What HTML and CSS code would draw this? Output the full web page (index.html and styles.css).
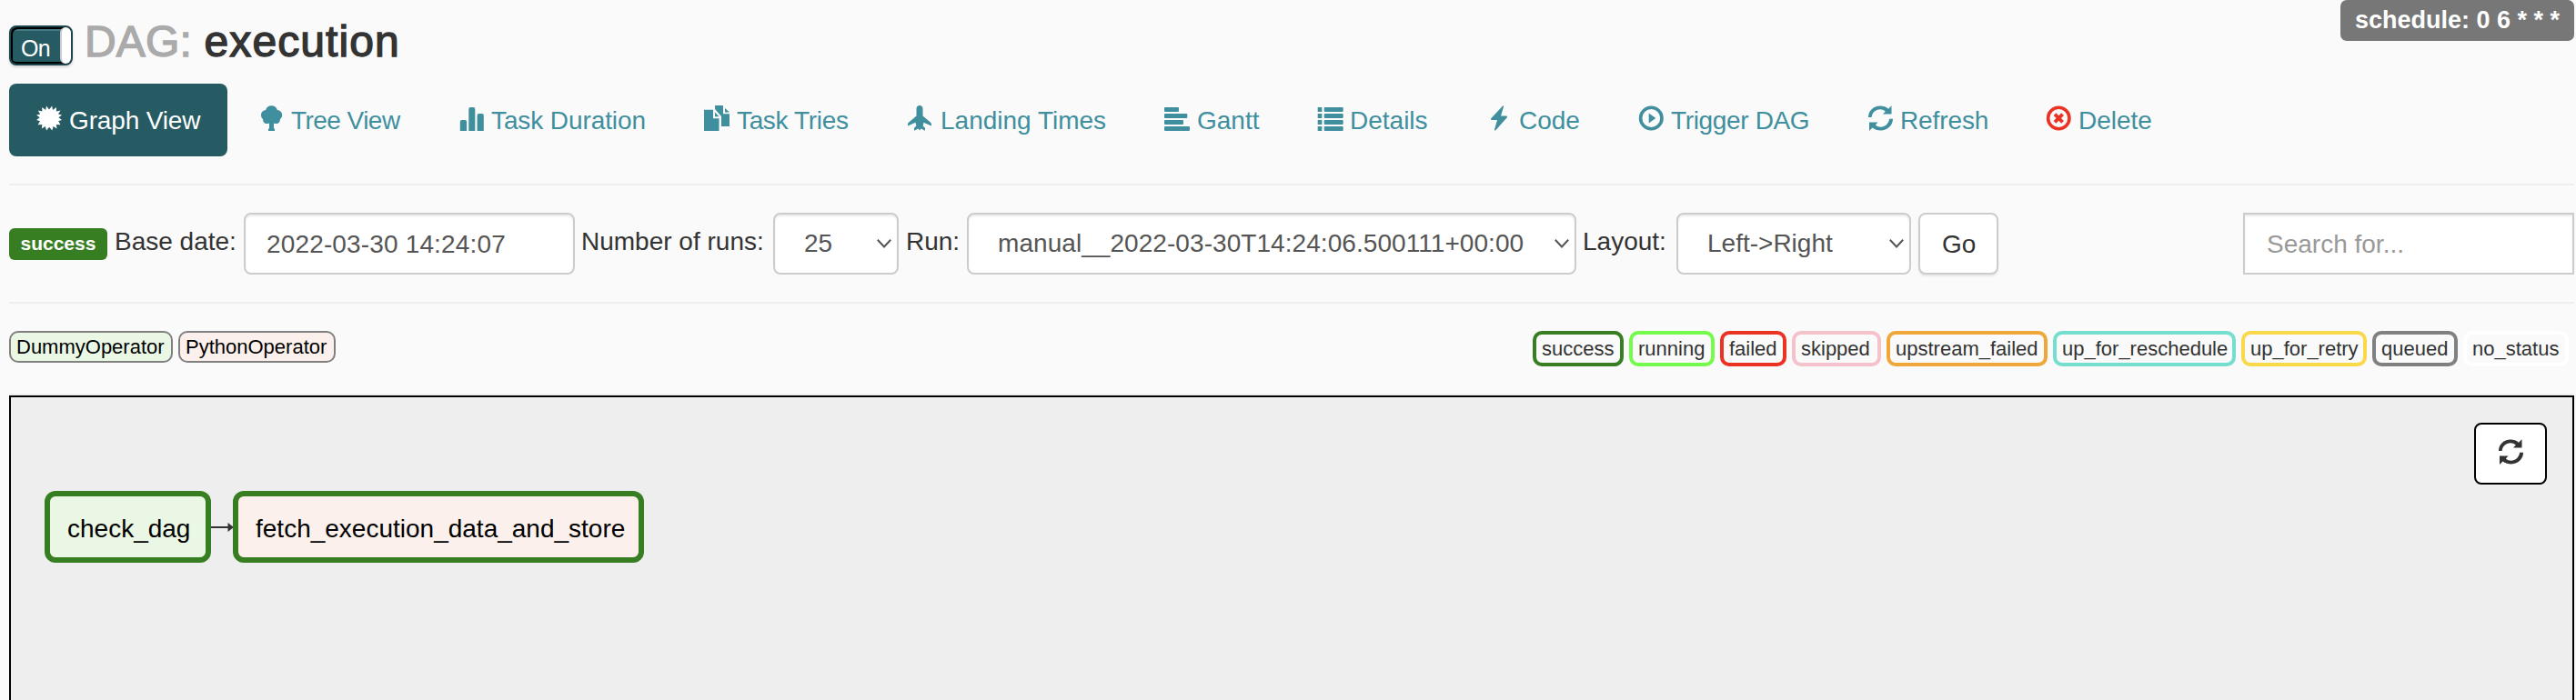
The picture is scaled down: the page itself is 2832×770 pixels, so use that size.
FILE: index.html
```html
<!DOCTYPE html>
<html lang="en">
<head>
<meta charset="utf-8">
<title>DAG: execution</title>
<link rel="stylesheet" href="styles.css">
</head>
<body>
<svg class="defs" width="0" height="0" aria-hidden="true">
  <symbol id="refresh" viewBox="0 0 28 28">
    <path d="M1 13C1 6 6.500 .5 14 .5c3.500 0 6.500 1 9 3.200L26.500.300V9.600H17L19.800 6.500C18 5 16 4.300 14 4.300 9 4.300 5 8 4.600 13z"/>
    <path d="M28 14.800C28 22 22 27.500 14.500 27.500c-3.500 0-6.500-1-9-3L2 28V18.500h9.500L8.800 21.500C10.500 23 12.500 23.700 14.500 23.700c5 0 9-3.700 9.600-8.900z"/>
  </symbol>
</svg>
<header class="head">
  <div class="title">
    <div class="toggle"><span class="toggle-on">On</span><span class="knob"></span></div>
    <h3><span class="muted">DAG:</span> <span class="name">execution</span></h3>
  </div>
  <span class="schedule">schedule: 0 6 * * *</span>
</header>
<nav class="tabs">
  <a class="tab active w1"><svg class="icon" viewBox="0 0 28 28"><path d="M14 4.500 17.200.500 18 4.900 22 1.900 21.900 6.400 26.500 5.500 24 9.500 28 10.500 24.500 13.200 28 16 24.200 17.300 26.500 21.200 21.900 20.900 22.500 25.500 18.600 23 17.300 27.500 14.200 23.800 11 27.500 9.800 23 5.800 25.500 6.300 20.900 1.700 21.200 4 17.300.100 16 3.700 13.200.100 10.500 4.200 9.500 1.700 5.500 6.400 6.400 6.200 1.900 10.200 4.900 11 .500z"/></svg><span class="tx">Graph View</span></a>
  <a class="tab w2"><svg class="icon" viewBox="0 0 28 28"><path d="M14.500.300c3.200 0 5.700 2 6.300 4.700 3.200.300 5.400 2.700 5.400 5.500 0 2-1 3.600-2.300 4.500.200 3-1.800 5-4.400 5-1 0-1.800-.2-2.500-.6v6.100h1V28H11v-2.500h1v-6.100c-.7.400-1.500.6-2.500.6-2.700 0-4.600-2-4.400-5C3.800 14.100 3 12.500 3 10.500 3 7.700 5.200 5.300 8.200 5 8.800 2.300 11.300.300 14.500.300z"/></svg><span class="tx">Tree View</span></a>
  <a class="tab w3"><svg class="icon" viewBox="0 0 28 28"><path d="M1.800 28V18q0-2 2-2h3.300q2 0 2 2v10zM11.300 28V4q0-2 2-2h3q2 0 2 2v24zM20.600 28V11q0-2 2-2h3.200q2 0 2 2v17z"/></svg><span class="tx">Task Duration</span></a>
  <a class="tab w4"><svg class="icon" viewBox="0 0 28 28"><path d="M0 4.700H10V14.200H16.500V28H0zM12 7.500 16.500 12.200H12zM12 0H21V9.300H28V23H19V12L12 4zM23 3 28 7.500H23z"/></svg><span class="tx">Task Tries</span></a>
  <a class="tab w5"><svg class="icon" viewBox="0 0 28 28"><path d="M13 0c2.200 0 3.500 1.600 3.500 3.800V11.500L24.800 18.500q1.200 1 1.200 2.300V22.500L17.500 18.800 16.700 22.500 19 24.800V27.700L14.500 25.500 13 27.500 11.500 25.500 7 27.700V24.800L9.300 22.500 8.500 18.800 0 22.500V20.800Q0 19.500 1.200 18.500L9.500 11.500V3.800C9.500 1.600 10.800 0 13 0z"/></svg><span class="tx">Landing Times</span></a>
  <a class="tab w6"><svg class="icon" viewBox="0 0 28 28"><rect y="2" width="16" height="5" rx="1"/><rect y="9" width="25.300" height="5" rx="1"/><rect y="16" width="21" height="5" rx="1"/><rect y="23" width="28" height="5" rx="1"/></svg><span class="tx">Gantt</span></a>
  <a class="tab w7"><svg class="icon" viewBox="0 0 28 28"><path d="M.7 2h4.600v5H.7zM.7 9h4.600v5H.7zM.7 16h4.600v5H.7zM.7 23h4.600v5H.7z"/><rect x="7.700" y="2" width="21" height="5" rx="1"/><rect x="7.700" y="9" width="21" height="5" rx="1"/><rect x="7.700" y="16" width="21" height="5" rx="1"/><rect x="7.700" y="23" width="21" height="5" rx="1"/></svg><span class="tx">Details</span></a>
  <a class="tab w8"><svg class="icon" viewBox="0 0 28 28"><path d="M18.300.300 5 14.600Q4.600 16 6 16H12L9 26.500Q9 28.300 10.300 27.300L23 13Q23.300 11.500 22 11.500H16L19 1.500Q19.300 0 18.300.300z"/></svg><span class="tx">Code</span></a>
  <a class="tab w9"><svg class="icon" viewBox="0 0 28 28"><circle cx="14.300" cy="14" r="11.700" fill="none" stroke="currentColor" stroke-width="3.600"/><path d="M11.700 8.500 19.300 14 11.700 19.500z"/></svg><span class="tx">Trigger DAG</span></a>
  <a class="tab w10"><svg class="icon"><use href="#refresh"/></svg><span class="tx">Refresh</span></a>
  <a class="tab w11"><svg class="icon danger" viewBox="0 0 28 28"><circle cx="14.300" cy="14" r="11.700" fill="none" stroke="currentColor" stroke-width="3.600"/><path d="M10 9.700 18.600 18.300M18.600 9.700 10 18.300" fill="none" stroke="currentColor" stroke-width="3.800"/></svg><span class="tx">Delete</span></a>
</nav>
<section class="filters">
  <form class="form">
    <span class="badge">success</span>
    <label class="l1">Base date:</label>
    <div class="control date"><span>2022-03-30 14:24:07</span></div>
    <label class="l2">Number of runs:</label>
    <div class="control select runs"><span>25</span><svg class="caret" viewBox="0 0 16 10"><path d="M.8.800 8 8.500 15.200.800"/></svg></div>
    <label class="l3">Run:</label>
    <div class="control select run"><span class="runid">manual__2022-03-30T14:24:06.500111+00:00</span><svg class="caret" viewBox="0 0 16 10"><path d="M.8.800 8 8.500 15.200.800"/></svg></div>
    <label class="l4">Layout:</label>
    <div class="control select layout"><span>Left-&gt;Right</span><svg class="caret" viewBox="0 0 16 10"><path d="M.8.800 8 8.500 15.200.800"/></svg></div>
    <div class="control go">Go</div>
  </form>
  <div class="control search">Search for...</div>
</section>
<section class="legend">
  <div class="ops"><span class="op dummy">DummyOperator</span><span class="op python">PythonOperator</span></div>
  <div class="states">
    <span class="state s1">success</span><span class="state s2">running</span><span class="state s3">failed</span><span class="state s4">skipped</span><span class="state s5">upstream_failed</span><span class="state s6">up_for_reschedule</span><span class="state s7">up_for_retry</span><span class="state s8">queued</span><span class="state s9">no_status</span>
  </div>
</section>
<main class="graph">
  <div class="flow">
    <div class="node check">check_dag</div>
    <svg class="edge" viewBox="0 0 24 12"><path d="M0 6H20" stroke="#333" stroke-width="2"/><path d="M18.500 1 25 6 18.500 11z" fill="#333"/></svg>
    <div class="node fetch"><span>fetch_execution_data_and_store</span></div>
  </div>
  <div class="reload"><svg class="icon"><use href="#refresh"/></svg></div>
</main>
</body>
</html>
```
FILE: styles.css
```css
* { box-sizing: border-box; }
body {
  margin: 0;
  padding: 0 2px 0 10px;
  height: 770px;
  overflow: hidden;
  display: flex;
  flex-direction: column;
  background: #fafafa;
  color: #333;
  font: 28px/40px "Liberation Sans", Arial, sans-serif;
  white-space: nowrap;
}
.defs { display: block; position: absolute; }
.head { height: 92px; display: flex; justify-content: space-between; align-items: flex-start; }
.title { display: flex; padding-top: 18px; gap: 13px; }
.toggle {
  width: 70px; height: 44px; margin-top: 10px;
  display: flex; justify-content: space-between;
  border: 2px solid #1c454c; border-radius: 8px;
  background: #265b64;
  box-shadow: inset 2px 2px 0 #000, inset 0 -2px 0 #000, inset 0 4px 0 #467a82, 0 2px 3px rgba(0,0,0,.15);
}
.toggle-on { padding: 3px 0 0 11px; font-size: 25px; line-height: 40px; letter-spacing: -.8px; color: #fff; }
.knob { width: 12px; height: 40px; border-radius: 6px; background: #fff; border-left: 2px solid #ccc; }
h3 { margin: 0; font-size: 48px; line-height: 55px; font-weight: 400; -webkit-text-stroke: 1.4px currentColor; }
.muted { color: #aaa; letter-spacing: .2px; }
.name { letter-spacing: 1.1px; }
.schedule {
  height: 45px; width: 257px; padding: 0 16px;
  background: #777; color: #fff; border-radius: 7px;
  font-size: 27px; font-weight: 700; line-height: 44px;
}
.tabs { display: flex; gap: 4px; height: 80px; color: #408f9e; }
.tab { display: flex; gap: 8px; padding: 20px 30px; border-radius: 8px; }
.tab.active { background: #265b64; color: #fff; }
.tx { padding-top: 1px; }
.icon { width: 28px; height: 28px; margin-top: 4px; flex: none; fill: currentColor; overflow: visible; }
.danger { color: #ea3323; }
.w1 { width: 240px; letter-spacing: -.15px; }
.w2 { width: 216px; letter-spacing: -.55px; }
.w3 { width: 266px; letter-spacing: -.1px; }
.w4 { width: 220px; letter-spacing: -.35px; }
.w5 { width: 278px; }
.w6 { width: 164px; }
.w7 { width: 182px; }
.w8 { width: 163px; }
.w9 { width: 248px; letter-spacing: -.35px; }
.w10 { width: 192px; letter-spacing: -.1px; }
.w11 { width: 180px; }
.filters {
  margin-top: 30px; height: 132px; padding: 30px 0;
  display: flex; justify-content: space-between;
  border-top: 2px solid #eee; border-bottom: 2px solid #eee;
}
.form { display: flex; }
.badge {
  width: 108px; height: 35px; margin: 17px 8px 0 0; padding-left: 12.500px;
  background: #377e22; color: #fff; border-radius: 6px;
  font-size: 21px; font-weight: 700; line-height: 34px;
}
label { padding-top: 12px; }
.l1 { width: 142px; }
.l2 { width: 218px; padding-left: 7px; }
.l3 { width: 75px; padding-left: 8px; }
.l4 { width: 110px; padding-left: 7px; }
.control {
  height: 68px; padding: 0 24px; line-height: 66px;
  background: #fff; color: #555;
  border: 2px solid #ccc; border-radius: 8px;
  box-shadow: inset 0 2px 2px rgba(0,0,0,.075);
}
.date { width: 364px; padding-left: 23px; letter-spacing: .15px; }
.select { display: flex; justify-content: space-between; align-items: center; padding: 0 6px 0 32px; }
.caret { width: 16px; height: 10px; fill: none; stroke: #555; stroke-width: 2; }
.runs { width: 138px; }
.run { width: 670px; }
.runid { letter-spacing: .06px; }
.layout { width: 258px; margin-right: 8px; }
.go { width: 88px; color: #333; box-shadow: 0 2px 2px rgba(0,0,0,.08); }
.search { width: 364px; border-radius: 0; color: #999; }
.legend { height: 99px; padding-top: 30px; display: flex; justify-content: space-between; font-size: 22px; }
.ops { display: flex; gap: 6px; }
.op { height: 35px; padding: 0 6px; border: 2px solid #808080; border-radius: 10px; line-height: 31px; color: #000; }
.dummy { width: 180px; background: #e9f7e4; }
.python { width: 173px; background: #fbf0ec; }
.states { display: flex; gap: 6px; padding-right: 6px; }
.state { height: 39px; padding: 0 6px; border: 4px solid; border-radius: 10px; line-height: 32px; -webkit-text-fill-color: #333; }
.s1 { width: 100px; color: #377e22; }
.s2 { width: 94px; color: #75fb4c; }
.s3 { width: 73px; color: #ea3323; }
.s4 { width: 98px; color: #f5c2cb; }
.s5 { width: 177px; color: #f0a73a; }
.s6 { width: 201px; color: #75dece; }
.s7 { width: 138px; color: #f9d849; }
.s8 { width: 94px; color: #808080; }
.s9 { width: 116px; color: #fff; }
.graph {
  margin-top: 2px; flex: 1; display: flex; justify-content: space-between;
  background: #eee; border: 2px solid #000; border-bottom: 0;
  box-shadow: 0 -2px 0 #f0f0f0; color: #000;
}
.flow { display: flex; align-items: flex-start; padding: 103px 0 0 37px; }
.node { height: 79px; padding: 0 19px; border: 6px solid #377e22; border-radius: 12px; line-height: 71px; }
.check { width: 183px; background: #e9f7e4; }
.fetch { width: 452px; background: #fbf0ec; }
.edge { width: 24px; height: 12px; margin-top: 34px; overflow: visible; }
.reload {
  width: 80px; height: 68px; margin: 28px 28px 0 0;
  display: flex; justify-content: center; padding-top: 12px;
  background: #fff; color: #333; border: 2px solid #000; border-radius: 8px;
}
```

**GIVEN EXERCISE:** For each line of the listing that holds the word "styles", show that line.

**ANSWER TO THIS TASK:**
What HTML and CSS code would draw this? Output the full web page (index.html and styles.css).
<link rel="stylesheet" href="styles.css">
FILE: styles.css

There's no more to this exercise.